(Rows from a dataset of pages and code)
┄┄┄┄┄┄┄┄┄┄┄┄┄┄┄┄┄┄┄┄

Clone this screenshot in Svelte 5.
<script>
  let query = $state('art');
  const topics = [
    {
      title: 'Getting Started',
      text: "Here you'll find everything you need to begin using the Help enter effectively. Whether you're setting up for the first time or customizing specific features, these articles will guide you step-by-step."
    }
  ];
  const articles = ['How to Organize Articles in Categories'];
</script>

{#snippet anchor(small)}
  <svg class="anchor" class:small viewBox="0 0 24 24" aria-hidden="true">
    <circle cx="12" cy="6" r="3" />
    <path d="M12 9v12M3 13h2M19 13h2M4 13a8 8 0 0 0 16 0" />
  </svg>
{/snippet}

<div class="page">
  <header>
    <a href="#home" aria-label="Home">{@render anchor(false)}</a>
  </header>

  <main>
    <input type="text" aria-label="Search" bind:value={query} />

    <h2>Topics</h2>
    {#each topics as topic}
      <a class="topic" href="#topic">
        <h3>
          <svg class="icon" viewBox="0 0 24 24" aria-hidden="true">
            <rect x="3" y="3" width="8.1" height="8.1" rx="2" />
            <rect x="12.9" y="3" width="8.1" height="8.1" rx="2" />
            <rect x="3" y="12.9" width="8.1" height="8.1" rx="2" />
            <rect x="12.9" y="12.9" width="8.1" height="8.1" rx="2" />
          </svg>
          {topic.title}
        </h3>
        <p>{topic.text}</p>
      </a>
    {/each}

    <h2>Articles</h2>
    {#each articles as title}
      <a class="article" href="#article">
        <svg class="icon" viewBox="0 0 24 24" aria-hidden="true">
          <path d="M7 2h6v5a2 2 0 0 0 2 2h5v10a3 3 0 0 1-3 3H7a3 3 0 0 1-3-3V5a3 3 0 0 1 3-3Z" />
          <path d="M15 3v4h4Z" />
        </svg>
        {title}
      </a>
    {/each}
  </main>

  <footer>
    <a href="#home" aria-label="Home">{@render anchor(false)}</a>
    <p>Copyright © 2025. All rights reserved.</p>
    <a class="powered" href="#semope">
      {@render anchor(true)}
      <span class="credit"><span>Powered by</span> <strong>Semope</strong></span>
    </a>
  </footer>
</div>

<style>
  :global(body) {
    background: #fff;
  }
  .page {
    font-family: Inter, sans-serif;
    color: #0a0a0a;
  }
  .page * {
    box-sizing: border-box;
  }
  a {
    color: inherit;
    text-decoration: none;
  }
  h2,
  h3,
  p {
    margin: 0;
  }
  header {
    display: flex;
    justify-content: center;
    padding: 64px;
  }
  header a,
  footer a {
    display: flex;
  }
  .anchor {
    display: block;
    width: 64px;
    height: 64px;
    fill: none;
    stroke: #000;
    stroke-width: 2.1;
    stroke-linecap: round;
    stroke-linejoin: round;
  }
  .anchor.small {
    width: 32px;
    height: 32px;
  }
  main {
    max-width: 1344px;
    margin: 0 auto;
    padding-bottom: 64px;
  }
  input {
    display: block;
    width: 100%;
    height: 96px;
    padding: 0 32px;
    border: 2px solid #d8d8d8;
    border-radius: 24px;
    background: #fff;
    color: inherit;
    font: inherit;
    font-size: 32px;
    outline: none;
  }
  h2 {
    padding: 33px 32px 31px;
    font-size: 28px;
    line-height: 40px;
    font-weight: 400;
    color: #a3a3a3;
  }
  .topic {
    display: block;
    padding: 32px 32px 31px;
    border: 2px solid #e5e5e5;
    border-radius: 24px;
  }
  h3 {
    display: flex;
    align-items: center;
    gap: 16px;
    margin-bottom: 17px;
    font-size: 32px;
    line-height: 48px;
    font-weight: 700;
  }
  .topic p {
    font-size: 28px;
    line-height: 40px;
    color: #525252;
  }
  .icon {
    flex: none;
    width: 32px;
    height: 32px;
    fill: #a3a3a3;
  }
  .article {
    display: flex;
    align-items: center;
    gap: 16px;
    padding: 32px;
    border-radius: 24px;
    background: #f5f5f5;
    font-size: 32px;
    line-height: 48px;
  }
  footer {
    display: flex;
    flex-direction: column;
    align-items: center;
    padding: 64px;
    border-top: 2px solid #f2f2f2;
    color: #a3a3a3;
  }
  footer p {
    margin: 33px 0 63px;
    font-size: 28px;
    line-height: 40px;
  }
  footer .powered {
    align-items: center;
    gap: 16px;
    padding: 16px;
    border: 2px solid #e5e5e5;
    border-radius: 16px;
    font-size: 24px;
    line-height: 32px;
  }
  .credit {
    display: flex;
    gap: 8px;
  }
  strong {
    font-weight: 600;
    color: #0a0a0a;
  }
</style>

┄┄┄┄┄┄┄┄┄┄┄┄┄┄┄┄┄┄┄┄

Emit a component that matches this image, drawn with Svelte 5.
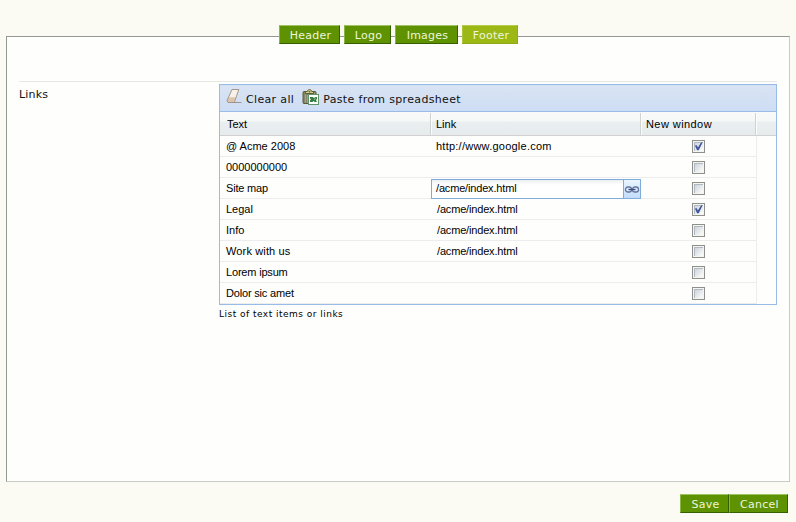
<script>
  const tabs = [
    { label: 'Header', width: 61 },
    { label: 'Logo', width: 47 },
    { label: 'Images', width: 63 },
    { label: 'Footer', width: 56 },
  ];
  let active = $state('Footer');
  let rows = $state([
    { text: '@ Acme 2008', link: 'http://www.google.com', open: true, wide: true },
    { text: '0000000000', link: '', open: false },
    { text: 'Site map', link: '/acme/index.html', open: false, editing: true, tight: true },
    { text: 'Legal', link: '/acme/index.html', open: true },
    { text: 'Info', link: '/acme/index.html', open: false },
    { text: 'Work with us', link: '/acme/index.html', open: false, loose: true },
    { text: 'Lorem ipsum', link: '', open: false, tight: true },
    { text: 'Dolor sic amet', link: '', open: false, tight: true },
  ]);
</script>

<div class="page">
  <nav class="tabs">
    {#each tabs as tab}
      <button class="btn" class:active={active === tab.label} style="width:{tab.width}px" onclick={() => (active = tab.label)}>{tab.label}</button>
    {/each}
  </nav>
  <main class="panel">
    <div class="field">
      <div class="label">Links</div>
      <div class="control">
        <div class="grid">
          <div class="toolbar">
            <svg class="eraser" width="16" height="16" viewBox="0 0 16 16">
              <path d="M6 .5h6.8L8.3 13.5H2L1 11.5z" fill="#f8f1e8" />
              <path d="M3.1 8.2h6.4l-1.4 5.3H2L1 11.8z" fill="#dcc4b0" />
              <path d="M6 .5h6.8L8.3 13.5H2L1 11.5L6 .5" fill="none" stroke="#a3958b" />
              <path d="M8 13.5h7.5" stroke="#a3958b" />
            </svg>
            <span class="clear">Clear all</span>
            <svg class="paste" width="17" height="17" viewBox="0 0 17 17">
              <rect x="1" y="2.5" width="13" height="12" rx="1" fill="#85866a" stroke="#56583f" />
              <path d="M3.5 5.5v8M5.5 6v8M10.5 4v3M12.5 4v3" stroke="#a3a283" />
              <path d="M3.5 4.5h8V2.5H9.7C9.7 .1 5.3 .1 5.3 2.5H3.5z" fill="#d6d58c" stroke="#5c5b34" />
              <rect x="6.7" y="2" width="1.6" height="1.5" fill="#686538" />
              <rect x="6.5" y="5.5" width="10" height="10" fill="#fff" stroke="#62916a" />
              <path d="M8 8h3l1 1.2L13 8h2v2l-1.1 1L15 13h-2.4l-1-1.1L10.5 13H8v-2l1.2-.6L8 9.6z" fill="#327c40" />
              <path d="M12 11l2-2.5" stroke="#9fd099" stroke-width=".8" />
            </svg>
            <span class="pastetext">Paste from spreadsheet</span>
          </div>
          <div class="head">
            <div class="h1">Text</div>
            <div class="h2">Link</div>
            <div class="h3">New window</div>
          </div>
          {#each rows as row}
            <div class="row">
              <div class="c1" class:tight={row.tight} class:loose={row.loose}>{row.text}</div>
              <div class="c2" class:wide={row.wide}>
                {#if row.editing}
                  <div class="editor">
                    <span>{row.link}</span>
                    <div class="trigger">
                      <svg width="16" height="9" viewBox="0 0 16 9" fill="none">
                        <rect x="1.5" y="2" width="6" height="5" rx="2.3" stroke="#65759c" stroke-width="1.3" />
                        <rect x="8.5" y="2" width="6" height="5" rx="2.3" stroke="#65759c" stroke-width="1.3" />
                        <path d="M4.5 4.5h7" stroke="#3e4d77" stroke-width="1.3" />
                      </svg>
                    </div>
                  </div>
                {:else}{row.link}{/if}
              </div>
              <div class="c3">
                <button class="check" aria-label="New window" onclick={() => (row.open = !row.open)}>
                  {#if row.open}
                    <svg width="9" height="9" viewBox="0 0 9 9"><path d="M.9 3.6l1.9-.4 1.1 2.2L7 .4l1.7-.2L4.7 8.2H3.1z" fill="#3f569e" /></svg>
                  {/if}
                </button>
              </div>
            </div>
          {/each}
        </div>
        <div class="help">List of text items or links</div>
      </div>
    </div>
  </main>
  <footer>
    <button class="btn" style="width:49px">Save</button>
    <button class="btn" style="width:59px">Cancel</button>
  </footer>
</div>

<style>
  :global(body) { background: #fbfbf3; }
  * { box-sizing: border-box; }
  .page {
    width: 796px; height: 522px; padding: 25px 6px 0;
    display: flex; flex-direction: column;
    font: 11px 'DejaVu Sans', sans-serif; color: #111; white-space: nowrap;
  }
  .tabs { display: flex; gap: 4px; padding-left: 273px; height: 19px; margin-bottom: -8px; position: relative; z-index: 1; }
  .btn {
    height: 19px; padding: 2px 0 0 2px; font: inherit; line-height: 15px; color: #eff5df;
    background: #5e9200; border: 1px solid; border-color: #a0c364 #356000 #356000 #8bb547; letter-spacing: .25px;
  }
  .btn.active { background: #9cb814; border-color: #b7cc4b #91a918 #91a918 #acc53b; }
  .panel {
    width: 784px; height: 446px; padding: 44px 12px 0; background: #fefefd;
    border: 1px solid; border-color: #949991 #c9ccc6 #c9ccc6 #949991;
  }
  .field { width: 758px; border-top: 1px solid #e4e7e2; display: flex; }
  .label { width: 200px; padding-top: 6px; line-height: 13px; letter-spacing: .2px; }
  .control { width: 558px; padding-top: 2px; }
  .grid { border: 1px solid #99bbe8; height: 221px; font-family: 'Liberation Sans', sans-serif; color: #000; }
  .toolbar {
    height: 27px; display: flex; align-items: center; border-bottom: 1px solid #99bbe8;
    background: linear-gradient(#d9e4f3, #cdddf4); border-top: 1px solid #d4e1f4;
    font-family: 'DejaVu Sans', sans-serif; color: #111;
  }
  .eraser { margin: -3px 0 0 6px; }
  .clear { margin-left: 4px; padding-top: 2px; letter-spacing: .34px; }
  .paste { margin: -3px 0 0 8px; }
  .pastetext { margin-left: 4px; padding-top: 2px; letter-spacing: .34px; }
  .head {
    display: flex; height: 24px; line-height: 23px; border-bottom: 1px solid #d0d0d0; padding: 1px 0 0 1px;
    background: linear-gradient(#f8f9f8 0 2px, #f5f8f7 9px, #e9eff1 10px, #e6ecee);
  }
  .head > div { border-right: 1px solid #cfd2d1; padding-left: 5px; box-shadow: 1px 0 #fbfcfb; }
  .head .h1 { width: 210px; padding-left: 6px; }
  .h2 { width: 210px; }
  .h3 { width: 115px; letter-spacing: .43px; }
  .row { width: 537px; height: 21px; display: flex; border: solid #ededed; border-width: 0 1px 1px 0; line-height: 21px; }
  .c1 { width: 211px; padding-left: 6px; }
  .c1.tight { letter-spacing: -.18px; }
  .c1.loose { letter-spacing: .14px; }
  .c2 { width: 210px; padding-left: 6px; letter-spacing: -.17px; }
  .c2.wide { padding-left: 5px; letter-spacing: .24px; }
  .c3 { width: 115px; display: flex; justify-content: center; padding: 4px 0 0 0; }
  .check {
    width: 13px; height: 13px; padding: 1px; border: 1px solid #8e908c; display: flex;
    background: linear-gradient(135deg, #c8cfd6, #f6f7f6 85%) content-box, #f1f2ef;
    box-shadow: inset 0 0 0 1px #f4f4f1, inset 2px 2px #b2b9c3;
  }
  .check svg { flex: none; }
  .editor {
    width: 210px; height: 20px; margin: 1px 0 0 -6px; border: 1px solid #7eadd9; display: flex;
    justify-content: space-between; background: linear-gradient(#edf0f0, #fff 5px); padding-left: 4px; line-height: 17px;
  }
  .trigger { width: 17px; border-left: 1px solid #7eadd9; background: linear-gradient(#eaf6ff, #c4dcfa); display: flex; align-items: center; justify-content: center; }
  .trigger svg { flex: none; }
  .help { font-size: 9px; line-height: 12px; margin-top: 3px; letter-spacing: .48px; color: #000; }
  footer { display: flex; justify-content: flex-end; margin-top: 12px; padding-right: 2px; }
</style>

┄┄┄┄┄┄┄┄┄┄┄┄┄┄┄┄┄┄┄┄

PROBLEM STATEMENT
Where a line above contains the string "with", copy that line.

EXPECTED OUTPUT
Emit a component that matches this image, drawn with Svelte 5.
    { text: 'Work with us', link: '/acme/index.html', open: false, loose: true },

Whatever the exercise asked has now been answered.